As the guidance noted, the three components of EPCRS are:

  1. The Self-Correction Program (SCP), under which a plan sponsor that has established compliance practices and procedures may self-correct certain plan failures without payment of any fee or sanction, provided certain conditions are satisfied;
  2. The Voluntary Correction Program (VCP), under which a plan sponsor, at any time before examination, may pay a limited fee and receive the IRS’s approval for correction of a plan failure; and
  3. The Audit Closing Agreement Program, under which a plan sponsor may correct certain plan failures identified on examination and pay a sanction. In addition to setting forth the requirements of the correction programs, Rev. Proc. 2021-30 sets forth correction principles, rules of general applicability, and certain acceptable correction methods under EPCRS.

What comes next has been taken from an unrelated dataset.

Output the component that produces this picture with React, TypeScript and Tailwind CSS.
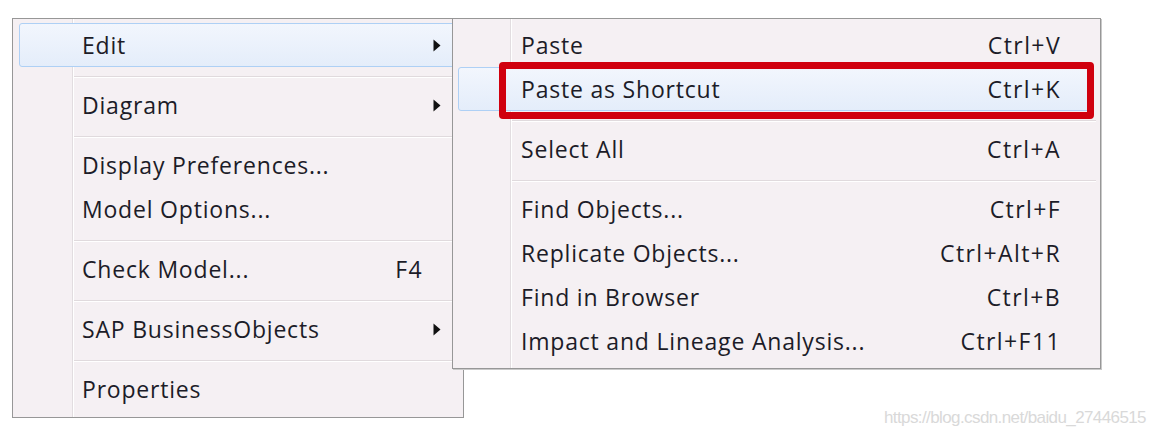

While acknowledging the guidance doesn’t allow for “scrivener’s errors,” a type of clerical error due to a minor, unintentional mistake, Groom Law Group Principal and NAPA Net legal contributor David Levine also called the initial IRS guidance “very helpful.”

“It provides significant flexibility that allows for proactive corrections that can benefit participants and beneficiaries,” Levine concluded.